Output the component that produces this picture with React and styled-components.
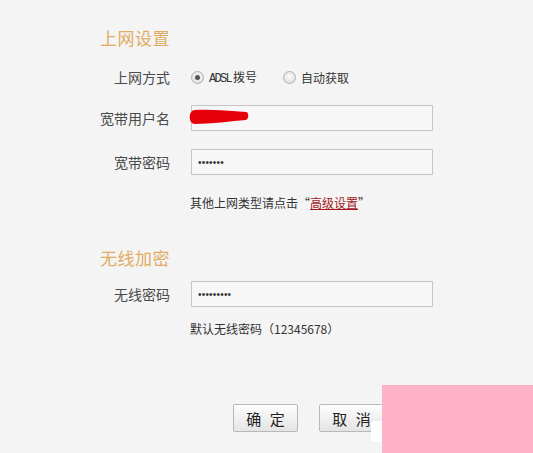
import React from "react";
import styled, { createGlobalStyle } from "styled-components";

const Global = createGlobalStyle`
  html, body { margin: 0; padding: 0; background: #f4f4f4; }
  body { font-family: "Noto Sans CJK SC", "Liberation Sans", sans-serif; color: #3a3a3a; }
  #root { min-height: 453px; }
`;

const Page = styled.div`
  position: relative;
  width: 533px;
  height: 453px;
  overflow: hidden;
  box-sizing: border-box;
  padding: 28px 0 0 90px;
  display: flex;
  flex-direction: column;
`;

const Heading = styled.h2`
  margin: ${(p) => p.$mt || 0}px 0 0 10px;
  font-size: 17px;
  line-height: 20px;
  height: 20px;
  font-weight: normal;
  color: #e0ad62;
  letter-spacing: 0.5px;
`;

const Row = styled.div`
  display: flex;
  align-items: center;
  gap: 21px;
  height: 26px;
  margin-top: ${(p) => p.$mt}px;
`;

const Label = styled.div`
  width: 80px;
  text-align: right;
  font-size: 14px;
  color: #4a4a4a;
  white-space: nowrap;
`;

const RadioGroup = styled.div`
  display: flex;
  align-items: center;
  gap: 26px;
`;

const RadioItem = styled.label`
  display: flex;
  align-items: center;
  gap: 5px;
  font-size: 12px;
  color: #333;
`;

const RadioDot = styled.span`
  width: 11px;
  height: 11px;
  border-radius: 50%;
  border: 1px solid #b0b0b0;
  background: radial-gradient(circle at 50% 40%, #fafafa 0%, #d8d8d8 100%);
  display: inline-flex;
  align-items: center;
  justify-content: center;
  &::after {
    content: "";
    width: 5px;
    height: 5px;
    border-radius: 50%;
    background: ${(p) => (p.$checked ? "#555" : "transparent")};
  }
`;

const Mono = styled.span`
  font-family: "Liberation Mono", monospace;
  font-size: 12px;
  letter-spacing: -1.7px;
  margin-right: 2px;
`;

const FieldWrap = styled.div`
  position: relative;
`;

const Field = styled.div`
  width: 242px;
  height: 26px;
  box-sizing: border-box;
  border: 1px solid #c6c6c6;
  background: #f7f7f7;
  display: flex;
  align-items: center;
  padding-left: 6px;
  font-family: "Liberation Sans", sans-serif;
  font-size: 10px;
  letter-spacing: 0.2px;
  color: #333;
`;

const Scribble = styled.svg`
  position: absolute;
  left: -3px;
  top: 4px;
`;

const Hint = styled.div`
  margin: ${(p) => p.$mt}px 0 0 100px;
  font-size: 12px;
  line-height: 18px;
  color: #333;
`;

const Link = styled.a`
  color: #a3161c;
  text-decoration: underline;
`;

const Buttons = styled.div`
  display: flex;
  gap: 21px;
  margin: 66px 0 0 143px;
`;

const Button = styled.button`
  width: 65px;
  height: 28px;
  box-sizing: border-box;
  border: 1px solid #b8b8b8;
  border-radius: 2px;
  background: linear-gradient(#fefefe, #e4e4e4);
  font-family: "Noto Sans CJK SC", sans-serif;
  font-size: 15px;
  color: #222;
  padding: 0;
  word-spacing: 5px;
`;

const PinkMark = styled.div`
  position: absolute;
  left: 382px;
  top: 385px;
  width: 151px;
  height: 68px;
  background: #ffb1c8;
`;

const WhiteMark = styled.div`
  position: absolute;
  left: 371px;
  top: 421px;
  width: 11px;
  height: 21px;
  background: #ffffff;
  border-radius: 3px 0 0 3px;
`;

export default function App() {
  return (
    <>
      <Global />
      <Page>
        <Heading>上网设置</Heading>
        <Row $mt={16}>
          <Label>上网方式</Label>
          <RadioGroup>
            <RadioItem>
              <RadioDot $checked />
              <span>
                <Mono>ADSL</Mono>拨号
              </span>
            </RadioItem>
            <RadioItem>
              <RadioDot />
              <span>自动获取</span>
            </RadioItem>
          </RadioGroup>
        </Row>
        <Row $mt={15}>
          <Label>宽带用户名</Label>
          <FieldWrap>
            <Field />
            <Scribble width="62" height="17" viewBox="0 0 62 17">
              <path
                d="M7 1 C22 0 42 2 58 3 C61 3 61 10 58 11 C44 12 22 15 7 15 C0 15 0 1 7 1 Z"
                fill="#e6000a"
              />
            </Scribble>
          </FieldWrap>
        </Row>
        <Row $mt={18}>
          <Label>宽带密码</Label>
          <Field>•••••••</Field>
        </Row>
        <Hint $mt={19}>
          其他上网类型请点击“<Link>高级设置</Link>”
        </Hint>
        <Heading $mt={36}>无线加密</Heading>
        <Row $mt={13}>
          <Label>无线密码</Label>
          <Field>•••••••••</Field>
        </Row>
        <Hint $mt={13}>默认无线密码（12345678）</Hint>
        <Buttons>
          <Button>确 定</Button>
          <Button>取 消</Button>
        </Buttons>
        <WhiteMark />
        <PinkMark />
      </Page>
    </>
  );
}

########

The exercise: Omit the pictures, then output the rest of the listing exactly.

Exercise result:
Output the component that produces this picture with React and styled-components.
import React from "react";
import styled, { createGlobalStyle } from "styled-components";

const Global = createGlobalStyle`
  html, body { margin: 0; padding: 0; background: #f4f4f4; }
  body { font-family: "Noto Sans CJK SC", "Liberation Sans", sans-serif; color: #3a3a3a; }
  #root { min-height: 453px; }
`;

const Page = styled.div`
  position: relative;
  width: 533px;
  height: 453px;
  overflow: hidden;
  box-sizing: border-box;
  padding: 28px 0 0 90px;
  display: flex;
  flex-direction: column;
`;

const Heading = styled.h2`
  margin: ${(p) => p.$mt || 0}px 0 0 10px;
  font-size: 17px;
  line-height: 20px;
  height: 20px;
  font-weight: normal;
  color: #e0ad62;
  letter-spacing: 0.5px;
`;

const Row = styled.div`
  display: flex;
  align-items: center;
  gap: 21px;
  height: 26px;
  margin-top: ${(p) => p.$mt}px;
`;

const Label = styled.div`
  width: 80px;
  text-align: right;
  font-size: 14px;
  color: #4a4a4a;
  white-space: nowrap;
`;

const RadioGroup = styled.div`
  display: flex;
  align-items: center;
  gap: 26px;
`;

const RadioItem = styled.label`
  display: flex;
  align-items: center;
  gap: 5px;
  font-size: 12px;
  color: #333;
`;

const RadioDot = styled.span`
  width: 11px;
  height: 11px;
  border-radius: 50%;
  border: 1px solid #b0b0b0;
  background: radial-gradient(circle at 50% 40%, #fafafa 0%, #d8d8d8 100%);
  display: inline-flex;
  align-items: center;
  justify-content: center;
  &::after {
    content: "";
    width: 5px;
    height: 5px;
    border-radius: 50%;
    background: ${(p) => (p.$checked ? "#555" : "transparent")};
  }
`;

const Mono = styled.span`
  font-family: "Liberation Mono", monospace;
  font-size: 12px;
  letter-spacing: -1.7px;
  margin-right: 2px;
`;

const FieldWrap = styled.div`
  position: relative;
`;

const Field = styled.div`
  width: 242px;
  height: 26px;
  box-sizing: border-box;
  border: 1px solid #c6c6c6;
  background: #f7f7f7;
  display: flex;
  align-items: center;
  padding-left: 6px;
  font-family: "Liberation Sans", sans-serif;
  font-size: 10px;
  letter-spacing: 0.2px;
  color: #333;
`;

const Scribble = styled.svg`
  position: absolute;
  left: -3px;
  top: 4px;
`;

const Hint = styled.div`
  margin: ${(p) => p.$mt}px 0 0 100px;
  font-size: 12px;
  line-height: 18px;
  color: #333;
`;

const Link = styled.a`
  color: #a3161c;
  text-decoration: underline;
`;

const Buttons = styled.div`
  display: flex;
  gap: 21px;
  margin: 66px 0 0 143px;
`;

const Button = styled.button`
  width: 65px;
  height: 28px;
  box-sizing: border-box;
  border: 1px solid #b8b8b8;
  border-radius: 2px;
  background: linear-gradient(#fefefe, #e4e4e4);
  font-family: "Noto Sans CJK SC", sans-serif;
  font-size: 15px;
  color: #222;
  padding: 0;
  word-spacing: 5px;
`;

const PinkMark = styled.div`
  position: absolute;
  left: 382px;
  top: 385px;
  width: 151px;
  height: 68px;
  background: #ffb1c8;
`;

const WhiteMark = styled.div`
  position: absolute;
  left: 371px;
  top: 421px;
  width: 11px;
  height: 21px;
  background: #ffffff;
  border-radius: 3px 0 0 3px;
`;

export default function App() {
  return (
    <>
      <Global />
      <Page>
        <Heading>上网设置</Heading>
        <Row $mt={16}>
          <Label>上网方式</Label>
          <RadioGroup>
            <RadioItem>
              <RadioDot $checked />
              <span>
                <Mono>ADSL</Mono>拨号
              </span>
            </RadioItem>
            <RadioItem>
              <RadioDot />
              <span>自动获取</span>
            </RadioItem>
          </RadioGroup>
        </Row>
        <Row $mt={15}>
          <Label>宽带用户名</Label>
          <FieldWrap>
            <Field />
            <Scribble width="62" height="17" viewBox="0 0 62 17">
              <path
                d="M7 1 C22 0 42 2 58 3 C61 3 61 10 58 11 C44 12 22 15 7 15 C0 15 0 1 7 1 Z"
                fill="#e6000a"
              />
            </Scribble>
          </FieldWrap>
        </Row>
        <Row $mt={18}>
          <Label>宽带密码</Label>
          <Field>•••••••</Field>
        </Row>
        <Hint $mt={19}>
          其他上网类型请点击“<Link>高级设置</Link>”
        </Hint>
        <Heading $mt={36}>无线加密</Heading>
        <Row $mt={13}>
          <Label>无线密码</Label>
          <Field>•••••••••</Field>
        </Row>
        <Hint $mt={13}>默认无线密码（12345678）</Hint>
        <Buttons>
          <Button>确 定</Button>
          <Button>取 消</Button>
        </Buttons>
        <WhiteMark />
        <PinkMark />
      </Page>
    </>
  );
}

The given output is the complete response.